開店して間もない頃に何度か行ったことがありました。
やっとひとりで祖父母宅にお泊まりに行けるようになった子どもと別れて久しぶりに尾道の夜をうろうろする。
懐かしいより不安がつのる。何かを抱えて手を引いて歩いていないのがバランスがとれない。たった数年の子育てで本を読むことをすっかり忘れた。大好きなはずの古本屋なのに背表紙のタイトルがひとつも頭に入ってこなくて、村に帰ってきた浦島太郎のように絶望してしまったのを覚えています。もうここは、この時間はわたしの場所ではないのかも。黙々と本を読んでいる若い店主にも気圧されてしまった。あの人はこの町の夜に居場所があるんだな。すみません、去ります…。

っていうのは、まあ、気のせいでしたけどね!

子どもも中学生。
すっかりがつがつ本を読み、たまにはシャッターの閉まった夜の尾道の商店街に酔っぱらいの声を響かせながら終電を捕まえに走るぜ!のわたしを取り戻しました。
少し前、土日は昼間の営業もされている古本屋弐拾dBに子どもとふたりで立ち寄りました。
少し緊張しながら入ったけれど、今度はもう楽しくて楽しくて。ただただ本の背表紙をひとつずつ読んでいくのが嬉しくて。ひそひそ声で子どもとおしゃべりしながら二冊ずつ本を選んで外に出ました。

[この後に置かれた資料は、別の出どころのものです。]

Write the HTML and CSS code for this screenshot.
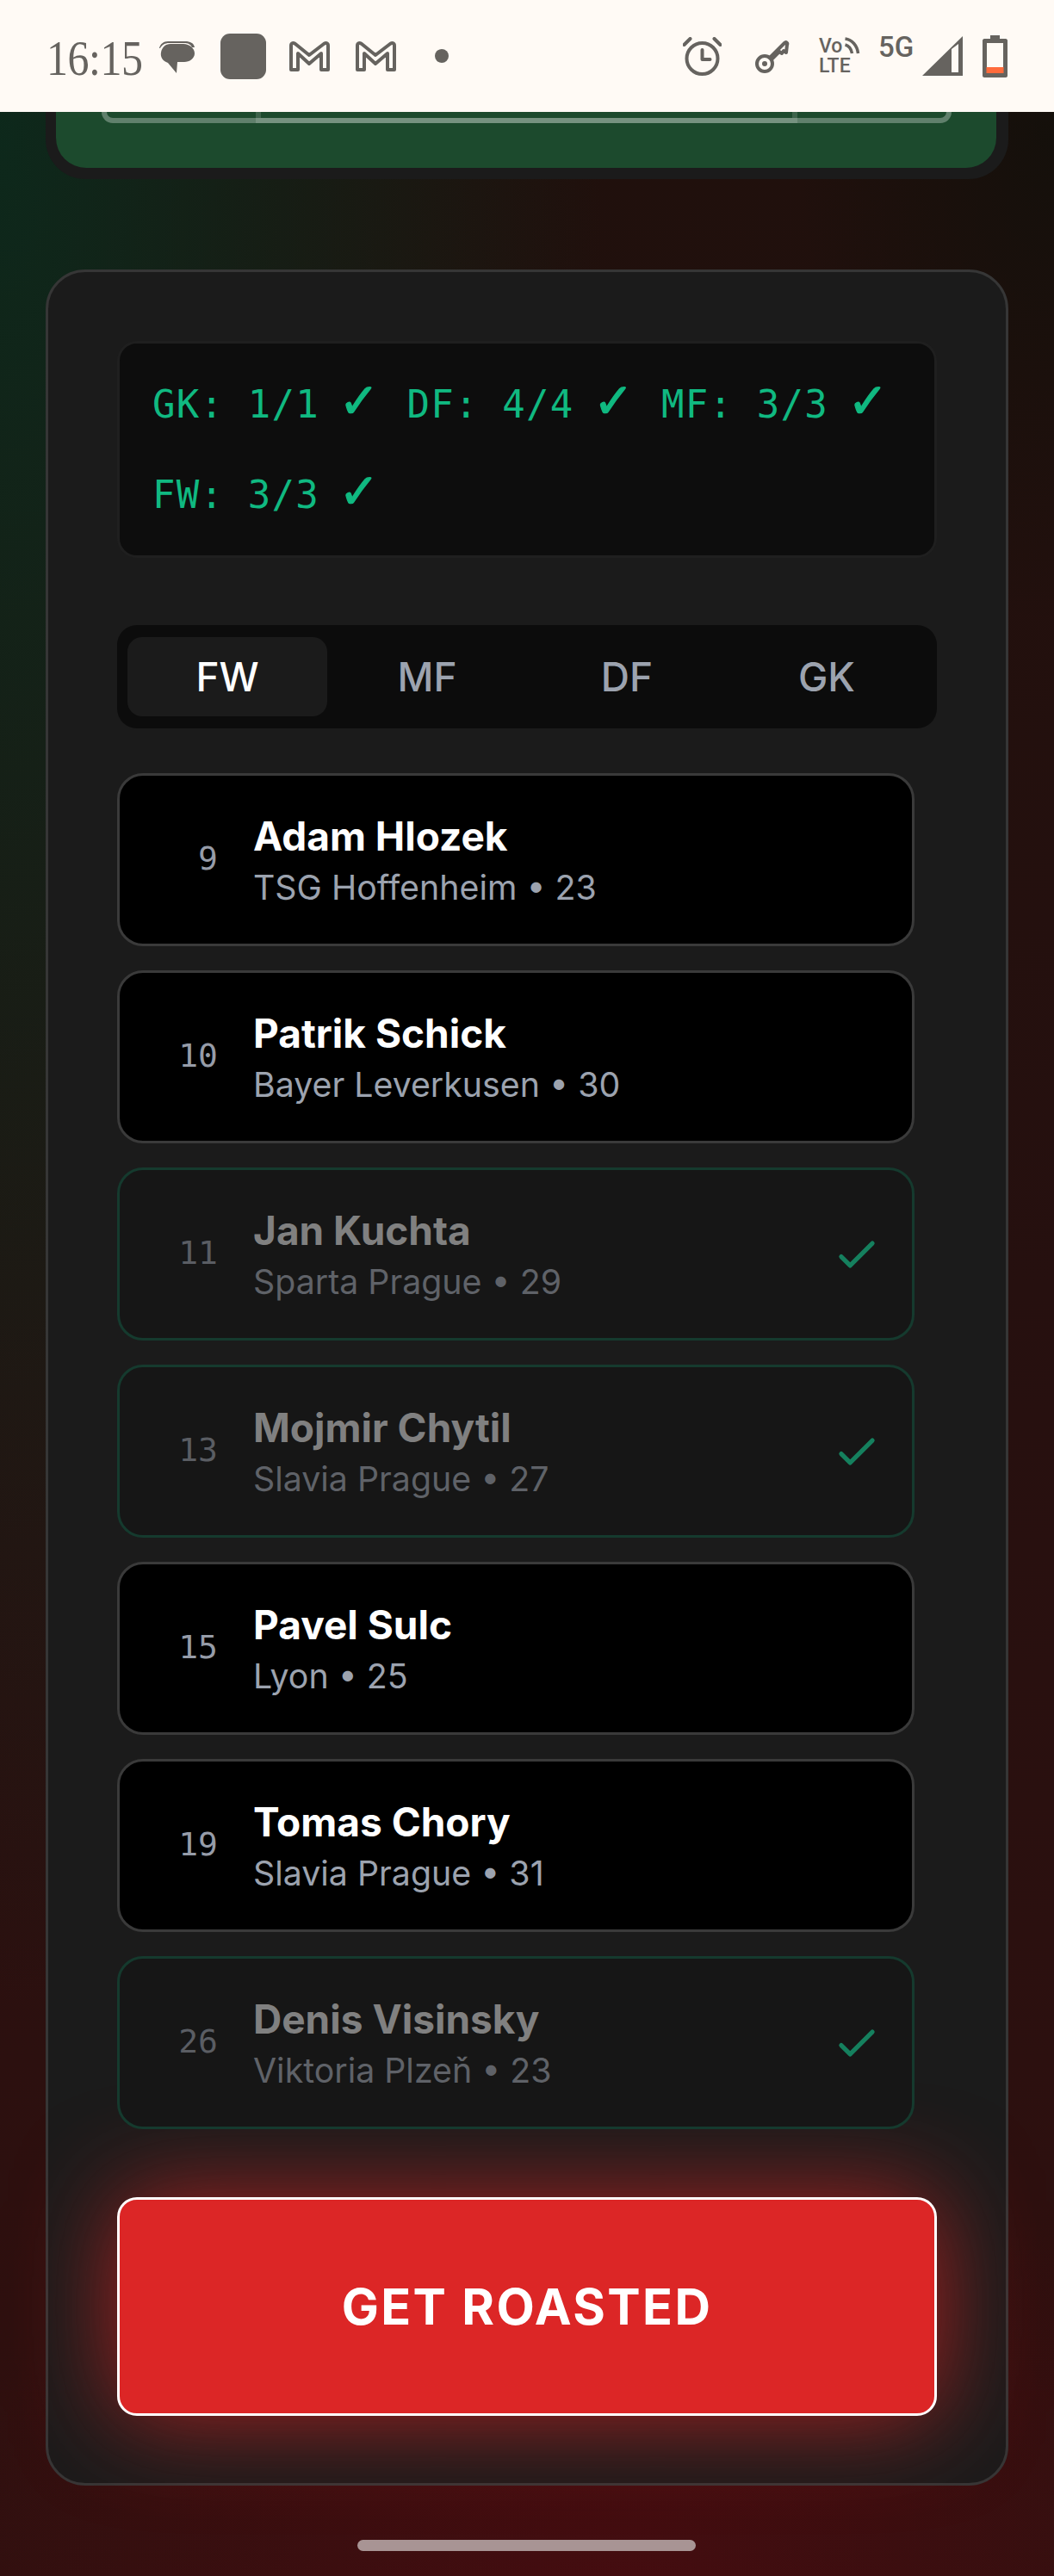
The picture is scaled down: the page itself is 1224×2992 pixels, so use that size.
FILE: index.html
```html
<!DOCTYPE html>
<html lang="en">
<head>
<meta charset="utf-8">
<title>Get Roasted</title>
<link rel="stylesheet" href="styles.css">
</head>
<body>
<div class="phone">
  <header class="status">
    <span class="time">16:15</span>
    <svg class="ic ic-chat" viewBox="0 0 43 41"><path class="fill" d="M11 3h20c6 0 10 2 11 7l-3 0c-2-4-5-5-9-5H12C8 5 4 7 2 11l-1 0C2 6 6 3 11 3z"/><path class="fill" d="M14 6h15c7 0 13 5 13 11s-6 10-12 10h-8l-1 13-10-12C5 26 2 21 3 16 4 10 8 6 14 6z"/></svg>
    <span class="square"></span>
    <svg class="ic ic-m" viewBox="0 0 49 37"><path class="line" d="M3 34V6c0-3 3-4 5-2l16 13L41 4c2-2 5-1 5 2v28h-8V15L24 27 11 15v19z"/></svg>
    <svg class="ic ic-m ic-m2" viewBox="0 0 49 37"><path class="line" d="M3 34V6c0-3 3-4 5-2l16 13L41 4c2-2 5-1 5 2v28h-8V15L24 27 11 15v19z"/></svg>
    <span class="dot"></span>
    <span class="grow"></span>
    <svg class="ic ic-alarm" viewBox="0 0 45 45"><circle class="line" cx="22.500" cy="25" r="18"/><path class="line" d="M22.500 15v11h9M1.500 9l7-7M43.500 9l-7-7"/></svg>
    <svg class="ic ic-key" viewBox="0 0 40 40"><circle class="line" cx="11" cy="29" r="9"/><circle class="fill" cx="11" cy="29" r="3"/><path class="line" d="M17 22L34 5c2-2 4 0 3 2l-1 9-3-2-2 3-3-2-2 2-6 6"/></svg>
    <div class="net">
      <div class="volte">
        <div class="vo-row"><span>Vo</span><svg class="arcs" viewBox="0 0 18 22"><path class="thin" d="M1 3c8 1 14 8 15 17M1 10c4 1 7 5 8 10"/></svg></div>
        <span>LTE</span>
      </div>
      <span class="g5">5G</span>
    </div>
    <svg class="ic ic-signal" viewBox="0 0 47 46"><path class="fill" fill-rule="evenodd" d="M47 0v46H0zM34 15L34 42h8V9z"/></svg>
    <svg class="ic ic-batt" viewBox="0 0 29 49"><path class="fill" fill-rule="evenodd" d="M9 0h11v4h7c1 0 2 1 2 2v41c0 1-1 2-2 2H2c-1 0-2-1-2-2V6c0-1 1-2 2-2h7zM5 9v35h19V9z"/><rect class="batt-low" x="4.500" y="37" width="20" height="7"/></svg>
  </header>

  <main class="content">
    <section class="pitch-card">
      <div class="pitch">
        <div class="pitch-inner">
          <div class="penalty"></div>
        </div>
      </div>
    </section>

    <section class="panel">
      <div class="summary">
        <span class="count">GK: 1/1 <span class="mark">✓</span></span>
        <span class="count">DF: 4/4 <span class="mark">✓</span></span>
        <span class="count">MF: 3/3 <span class="mark">✓</span></span>
        <span class="count">FW: 3/3 <span class="mark">✓</span></span>
      </div>

      <nav class="tabs">
        <span class="tab tab-active">FW</span>
        <span class="tab">MF</span>
        <span class="tab">DF</span>
        <span class="tab">GK</span>
      </nav>

      <ul class="players">
        <li class="player">
          <span class="num">9</span>
          <div class="info"><div class="name">Adam Hlozek</div><div class="sub">TSG Hoffenheim • 23</div></div>
        </li>
        <li class="player">
          <span class="num">10</span>
          <div class="info"><div class="name">Patrik Schick</div><div class="sub">Bayer Leverkusen • 30</div></div>
        </li>
        <li class="player picked">
          <span class="num">11</span>
          <div class="info"><div class="name">Jan Kuchta</div><div class="sub">Sparta Prague • 29</div></div>
          <svg class="tick" viewBox="0 0 24 24"><path d="M5 13l4 4L19 7"/></svg>
        </li>
        <li class="player picked">
          <span class="num">13</span>
          <div class="info"><div class="name">Mojmir Chytil</div><div class="sub">Slavia Prague • 27</div></div>
          <svg class="tick" viewBox="0 0 24 24"><path d="M5 13l4 4L19 7"/></svg>
        </li>
        <li class="player">
          <span class="num">15</span>
          <div class="info"><div class="name">Pavel Sulc</div><div class="sub">Lyon • 25</div></div>
        </li>
        <li class="player">
          <span class="num">19</span>
          <div class="info"><div class="name">Tomas Chory</div><div class="sub">Slavia Prague • 31</div></div>
        </li>
        <li class="player picked">
          <span class="num">26</span>
          <div class="info"><div class="name">Denis Visinsky</div><div class="sub">Viktoria Plzeň • 23</div></div>
          <svg class="tick" viewBox="0 0 24 24"><path d="M5 13l4 4L19 7"/></svg>
        </li>
      </ul>

      <button class="cta">GET ROASTED</button>
    </section>
  </main>

  <div class="home-bar"></div>
</div>
</body>
</html>
```

FILE: styles.css
```css
* { box-sizing: border-box; }
html, body { margin: 0; padding: 0; }
body { font-family: "Inter", "Liberation Sans", sans-serif; background: #2a1010; }

.phone {
  position: relative;
  width: 1224px;
  height: 2992px;
  overflow: hidden;
  display: flex;
  flex-direction: column;
  background:
    radial-gradient(ellipse 800px 520px at 720px 100%, rgba(72, 12, 16, .85), rgba(72, 12, 16, 0) 100%),
    radial-gradient(ellipse 300px 600px at 100% 130px, rgba(14, 16, 10, .65), rgba(14, 16, 10, 0) 100%),
    radial-gradient(ellipse 700px 2200px at 0 130px, rgba(10, 45, 30, .85), rgba(10, 45, 30, 0) 100%),
    linear-gradient(180deg, #1f100c 0%, #26100f 50%, #30100f 100%);
}

/* status bar */
.status {
  flex: none;
  height: 130px;
  background: #fffaf5;
  display: flex;
  align-items: center;
  padding-left: 54px;
  padding-right: 54px;
}
.time {
  font-family: "Liberation Serif", serif;
  font-size: 50px;
  line-height: 60px;
  color: #66635f;
  width: 112px;
  margin-top: 4px;
  letter-spacing: -.5px;
  transform: scaleY(1.150);
}
.ic { flex: none; display: block; }
.fill { fill: #66635f; }
.line { fill: none; stroke: #66635f; stroke-width: 4; stroke-linejoin: round; stroke-linecap: round; }
.thin { fill: none; stroke: #66635f; stroke-width: 3.500; }
.ic-chat { width: 43px; height: 41px; margin-left: 18px; }
.square { width: 53px; height: 53px; border-radius: 11px; background: #66635f; margin-left: 29px; }
.ic-m { width: 49px; height: 37px; margin-left: 26px; }
.ic-m2 { margin-left: 28px; }
.dot { width: 16px; height: 16px; border-radius: 50%; background: #66635f; margin-left: 44px; }
.grow { flex: 1; }
.ic-alarm { width: 45px; height: 45px; }
.ic-key { width: 40px; height: 40px; margin-left: 39px; }

.net {
  flex: none;
  display: flex;
  align-items: flex-start;
  height: 46px;
  margin-left: 34px;
  font-family: "Roboto", sans-serif;
  font-weight: 500;
  color: #66635f;
}
.volte {
  display: flex;
  flex-direction: column;
  width: 69px;
  font-size: 23px;
  line-height: 23px;
}
.vo-row { display: flex; align-items: flex-start; }
.arcs { width: 19px; height: 22px; margin-left: 2px; }
.g5 { font-size: 33px; line-height: 26px; width: 43px; }

.ic-signal { width: 47px; height: 46px; margin-left: 8px; }
.ic-batt { width: 29px; height: 49px; margin-left: 23px; }
.batt-low { fill: #ff6b3c; }

/* content */
.content { flex: 1; padding: 0 53px; display: flex; flex-direction: column; }

.pitch-card {
  flex: none;
  height: 78px;
  padding: 0 14px 13px 12px;
  background: #1b1b1b;
  border-radius: 0 0 46px 46px;
}
.pitch {
  height: 65px;
  padding: 0 52px 0 53px;
  background: #1c4a2d;
  border-radius: 0 0 35px 35px;
}
.pitch-inner {
  height: 13px;
  border: 6px solid rgba(255, 255, 255, .3);
  border-top: 0;
  border-radius: 0 0 16px 16px;
  display: flex;
  justify-content: center;
}
.penalty {
  width: 629px;
  height: 13px;
  border: 6px solid rgba(255, 255, 255, .14);
  border-top: 0;
}

.panel {
  flex: none;
  margin-top: 105px;
  height: 2574px;
  padding: 80px;
  background: #1b1b1b;
  border: 3px solid #363636;
  border-radius: 46px;
}

.summary {
  display: flex;
  flex-wrap: wrap;
  gap: 36px 34px;
  height: 252px;
  padding: 36px 38px;
  background: #0d0d0d;
  border: 3px solid #1f1f1f;
  border-radius: 23px;
  align-content: flex-start;
}
.count {
  font-family: "DejaVu Sans Mono", monospace;
  font-size: 44px;
  letter-spacing: 1.200px;
  line-height: 69px;
  color: #10b981;
}
.mark {
  display: inline-block;
  width: 40px;
  margin-left: -5px;
  margin-right: 5px;
  font-family: "DejaVu Sans", sans-serif;
  font-size: 56px;
  font-weight: 700;
  letter-spacing: 0;
  line-height: 0;
  -webkit-text-stroke: 1.200px #10b981;
}

.tabs {
  display: flex;
  margin-top: 78px;
  height: 120px;
  padding: 14px 12px;
  background: #0c0c0c;
  border-radius: 23px;
}
.tab {
  flex: 1;
  display: flex;
  align-items: center;
  justify-content: center;
  border-radius: 17px;
  font-size: 46px;
  font-weight: 500;
  color: #9ca3af;
}
.tab-active { background: #1b1b1b; color: #fff; }

.players {
  list-style: none;
  margin: 52px 0 0;
  padding: 0 26px 0 0;
  display: flex;
  flex-direction: column;
  gap: 28px;
}
.player {
  height: 201px;
  display: flex;
  align-items: center;
  padding: 0 33px 0 43px;
  background: #000;
  border: 3px solid #3a3a3a;
  border-radius: 30px;
}
.num {
  flex: none;
  width: 71px;
  margin-bottom: 3px;
  text-align: right;
  font-family: "DejaVu Sans Mono", monospace;
  font-size: 38px;
  color: #969ca8;
}
.info { margin-left: 41px; }
.name { font-size: 46px; line-height: 63px; font-weight: 700; color: #fff; }
.sub { font-size: 39.300px; line-height: 55px; color: #9ca3af; }
.picked { background: #161616; border-color: #153a2e; }
.picked .num { color: #5a5d63; }
.picked .name { color: #808080; }
.picked .sub { color: #5f6268; }
.tick { width: 62px; height: 62px; margin-left: auto; fill: none; stroke: #15805e; stroke-width: 2; stroke-linecap: round; stroke-linejoin: round; }

.cta {
  display: block;
  width: 100%;
  height: 254px;
  margin-top: 79px;
  font-family: "Inter", sans-serif;
  font-size: 57.500px;
  font-weight: 700;
  letter-spacing: 2.400px;
  color: #fff;
  background: #dc2626;
  border: 3px solid #fff;
  border-radius: 23px;
  box-shadow: 0 0 115px rgba(220, 38, 38, .75);
}

.home-bar {
  position: absolute;
  left: 415px;
  top: 2950px;
  width: 393px;
  height: 13px;
  border-radius: 7px;
  background: #a89494;
}
```
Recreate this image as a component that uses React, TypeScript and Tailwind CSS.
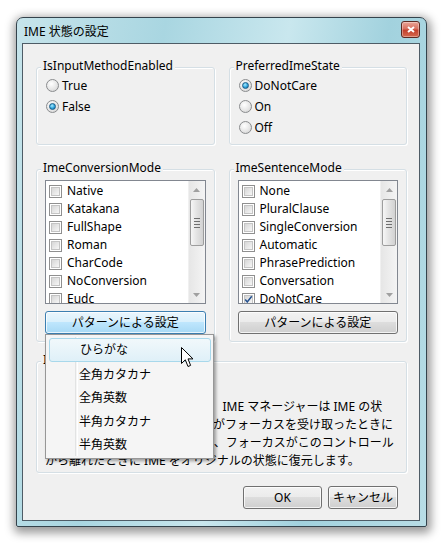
import type { ReactNode } from "react";

const FONT = "font-['Noto_Sans','Noto_Sans_CJK_JP',sans-serif]";

function Radio({ checked, label }: { checked?: boolean; label: string }) {
  return (
    <div className="flex items-center h-[21px] gap-[3px]">
      <span className="w-[13px] h-[13px] rounded-full border border-[#8a8c8e] bg-[radial-gradient(circle_at_40%_35%,#ffffff,#e4e4e4_60%,#c9c9c9)] flex items-center justify-center shrink-0">
        {checked && (
          <span className="w-[7px] h-[7px] rounded-full border border-[#1b5c87] bg-[radial-gradient(circle_at_40%_35%,#a9ecff,#2ea3dc_55%,#0a6299)]" />
        )}
      </span>
      <span className="leading-[14px]">{label}</span>
    </div>
  );
}

function Check({ checked }: { checked?: boolean }) {
  return (
    <span className="w-[13px] h-[13px] border border-[#8f8f8f] bg-white p-[1px] shrink-0 relative">
      <span className="block w-full h-full border border-[#c4c4c4] bg-[linear-gradient(135deg,#d6d6d6,#f6f6f6)]" />
      {checked && (
        <svg viewBox="0 0 11 11" className="absolute left-[1px] top-[1px] w-[9px] h-[9px]">
          <path d="M1.5 5.5 L4 8.5 L9.5 1.5" fill="none" stroke="#23508e" strokeWidth="1.8" />
        </svg>
      )}
    </span>
  );
}

function Group({ title, className, children }: { title: string; className?: string; children: ReactNode }) {
  return (
    <div className={`relative border border-[#d5dfe5] rounded-[3px] shadow-[inset_1px_1px_0_#ffffff,1px_1px_0_#ffffff] ${className ?? ""}`}>
      <span className="absolute -top-[10px] left-[4px] px-[2px] bg-[#f0f0f0] leading-[16px]">{title}</span>
      {children}
    </div>
  );
}

function ScrollBar() {
  return (
    <div className="w-[17px] h-full flex flex-col bg-[linear-gradient(90deg,#e6e6e6,#f4f4f4)] border-l border-[#f0f0f0]">
      <div className="h-[17px] flex items-center justify-center">
        <svg viewBox="0 0 7 4" className="w-[7px] h-[4px]">
          <path d="M0 4 L3.5 0 L7 4 Z" fill="#a0a0a0" />
        </svg>
      </div>
      <div className="flex-1 px-[1px] pt-[1px]">
        <div className="h-[47px] rounded-[2px] border border-[#9d9d9d] bg-[linear-gradient(90deg,#f6f6f6,#e2e2e2_50%,#d2d2d2)] flex flex-col items-center justify-center gap-[2px]">
          <span className="block w-[6px] h-[1px] bg-[#6f6f6f]" />
          <span className="block w-[6px] h-[1px] bg-[#6f6f6f]" />
          <span className="block w-[6px] h-[1px] bg-[#6f6f6f]" />
          <span className="block w-[6px] h-[1px] bg-[#6f6f6f]" />
        </div>
      </div>
      <div className="h-[17px] flex items-center justify-center">
        <svg viewBox="0 0 7 4" className="w-[7px] h-[4px]">
          <path d="M0 0 L3.5 4 L7 0 Z" fill="#a0a0a0" />
        </svg>
      </div>
    </div>
  );
}

function CheckList({ items, checked }: { items: string[]; checked?: string }) {
  return (
    <div className="h-[124px] border border-[#828790] bg-white flex overflow-hidden">
      <div className="flex-1 overflow-hidden pl-[3px] pt-[1px]">
        {items.map((it) => (
          <div key={it} className="h-[18px] flex items-center gap-[5px] whitespace-nowrap">
            <Check checked={it === checked} />
            <span className="leading-[14px]">{it}</span>
          </div>
        ))}
      </div>
      <ScrollBar />
    </div>
  );
}

function Button({ children, hot, className }: { children: ReactNode; hot?: boolean; className?: string }) {
  const skin = hot
    ? "border-[#3c7fb1] bg-[linear-gradient(180deg,#eaf6fd_0%,#d9f0fc_48%,#bee6fd_50%,#a7d9f5_100%)]"
    : "border-[#707070] bg-[linear-gradient(180deg,#f2f2f2_0%,#ebebeb_48%,#dddddd_50%,#cfcfcf_100%)]";
  return (
    <div className={`h-[23px] border rounded-[3px] flex items-center justify-center shadow-[inset_0_0_0_1px_rgba(255,255,255,0.75)] ${skin} ${className ?? ""}`}>
      {children}
    </div>
  );
}

function Cursor() {
  return (
    <svg viewBox="0 0 13 21" className="absolute left-[135px] top-[12px] w-[13px] h-[21px]">
      <path d="M0.5 0.5 L0.5 16.5 L4.3 12.8 L7 19.5 L9.6 18.4 L7 11.9 L12 11.9 Z" fill="#ffffff" stroke="#000000" strokeWidth="1" strokeLinejoin="round" />
    </svg>
  );
}

function Menu() {
  const items = ["ひらがな", "全角カタカナ", "全角英数", "半角カタカナ", "半角英数"];
  return (
    <div className="absolute left-0 top-[23px] w-[169px] h-[125px] z-10 border border-[#979797] bg-[#f5f5f5] shadow-[2px_2px_3px_rgba(0,0,0,0.35)] pt-[3px] pl-[3px] pr-[2px]">
      <div className="absolute left-[29px] top-[2px] bottom-[2px] w-[2px] border-l border-[#e2e3e3] shadow-[1px_0_0_#ffffff]" />
      {items.map((it, i) => (
        <div
          key={it}
          className={`relative h-[23.5px] flex items-center pl-[30px] rounded-[3px] ${
            i === 0
              ? "border border-[#a8d8eb] bg-[linear-gradient(180deg,#f1f8fb,#dff0f8)] pl-[29px] h-[22px] mb-[1.5px]"
              : ""
          }`}
        >
          {it}
        </div>
      ))}
      <Cursor />
    </div>
  );
}

export default function App() {
  const conv = ["Native", "Katakana", "FullShape", "Roman", "CharCode", "NoConversion", "Eudc"];
  const sent = ["None", "PluralClause", "SingleConversion", "Automatic", "PhrasePrediction", "Conversation", "DoNotCare"];

  return (
    <div className={`w-[442px] h-[552px] bg-white pl-[16px] pt-[17px] text-[12px] text-black ${FONT}`}>
      <div className="w-[411px] h-[510px] border border-[#34434c] rounded-t-[7px] rounded-b-[2px] flex flex-col bg-[linear-gradient(100deg,#c6e4eb_0%,#a9d6e1_30%,#c9e7ee_55%,#a2d2de_75%,#b8dde6_100%)] shadow-[1px_3px_10px_3px_rgba(0,0,0,0.4)]">
        <div className="h-[26px] flex items-center justify-between pl-[7px] pr-[6px]">
          <span className="leading-[14px] pt-[3px]">IME 状態の設定</span>
          <div className="w-[19px] h-[17px] -mt-[2px] rounded-[3px] border border-[#5d2a22] bg-[linear-gradient(180deg,#e9a597_0%,#d9705f_45%,#c3412d_55%,#d56a4f_100%)] flex items-center justify-center shadow-[inset_0_0_0_1px_rgba(255,255,255,0.35)]">
            <svg viewBox="0 0 8 7" className="w-[8px] h-[7px]">
              <path d="M1 1 L7 6 M7 1 L1 6" stroke="#ffffff" strokeWidth="2" />
            </svg>
          </div>
        </div>
        <div className="flex-1 pl-[5px] pr-[6px] pb-[5px]">
          <div className="h-full border border-[#4e5c66] bg-[#f0f0f0] pl-[13px] pr-[12px] pt-[23px] pb-[11px] flex flex-col">
            <div className="grid grid-cols-2 gap-x-[14px]">
              <Group title="IsInputMethodEnabled" className="h-[78px] pl-[9px] pt-[7px]">
                <Radio label="True" />
                <Radio label="False" checked />
              </Group>
              <Group title="PreferredImeState" className="h-[78px] pl-[9px] pt-[7px]">
                <Radio label="DoNotCare" checked />
                <Radio label="On" />
                <Radio label="Off" />
              </Group>
            </div>
            <div className="grid grid-cols-2 gap-x-[14px] mt-[24px]">
              <Group title="ImeConversionMode" className="h-[173px] px-[8px] pt-[10px]">
                <CheckList items={conv} />
                <div className="relative mt-[7px]">
                  <Button hot>パターンによる設定</Button>
                  <Menu />
                </div>
              </Group>
              <Group title="ImeSentenceMode" className="h-[173px] px-[8px] pt-[10px]">
                <CheckList items={sent} checked="DoNotCare" />
                <Button className="mt-[7px]">パターンによる設定</Button>
              </Group>
            </div>
            <Group title="IME の動作" className="h-[112px] mt-[19px] pl-[8px] pt-[36px]">
              <div className="leading-[18px] whitespace-nowrap">
                <div>
                  このオプションを設定すると、
                  <span className="inline-block w-[10px]" />
                  IME マネージャーは IME の状
                </div>
                <div>態を保存し、このコントロールがフォーカスを受け取ったときに</div>
                <div>IME を指定された状態に設定し、フォーカスがこのコントロール</div>
                <div>から離れたときに IME をオリジナルの状態に復元します。</div>
              </div>
            </Group>
            <div className="flex justify-end gap-[6px] mt-[13px] mr-[9px]">
              <Button className="w-[79px] h-[22px]">OK</Button>
              <Button className="w-[70px] h-[22px]">キャンセル</Button>
            </div>
          </div>
        </div>
      </div>
    </div>
  );
}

午後の明るい町を歩きながら「面白かったね」とか「また来ようよ」とか子どもに話しかけると返事がない。
あれ?さっきまで楽しそうにしていたのに、何か気にさわったのだろうか?思春期難しいな。
黙りこくっているので気になって「どうかした?」とさらに声をかけてしまった。すると、

「  あんな

    ふうに

     生きられたら  」

聞いたことのない声色で、みたことのない顔で、ゆっくりと呟くのが聞こえた。

「え…」の後無意識に吐き出そうとした言葉をヒュッ!と吸い込んだ!危ない!わたし今、何を言おうとした??
むりむり!
甘くないよ!
なに言ってるの?
なんなら今わたしは笑おうとしていなかったか?
眼差しやため息ひとつも攻撃になってしまう、恐ろしい『親』の力が漏れ出そうになったのを寸でのところで止められました。いまだに持て余す恐ろしい力です。

百の言葉を飲み込んだ後にやっと
「…そうだね、実際にああやって生きている人がいるね…」
とだけ言えたけれど、あれ以来子どもがわたしの半身ではなくなってしまったのを感じています。
成長。自立。なんか心とか意志がある~。当たり前だけど。
そしてまた弐拾dBが恐くなってしまった。また行きたいけど。ちょっと素敵すぎる。

頁をめくる音で息をする。
それでやっと息ができる。そんな時がわたしにもあった。中学生の我が子はもしかしたら今、そうなのかもしれない。
昨日この本を読んでいたら子どもがわたしの手元を遠くからじーっと見ていた。
直接薦めはしないでおこう。
中学生が親に薦められた本を読むわけない。
わたしの本棚に置いておけばきっと勝手に漁るだろうから。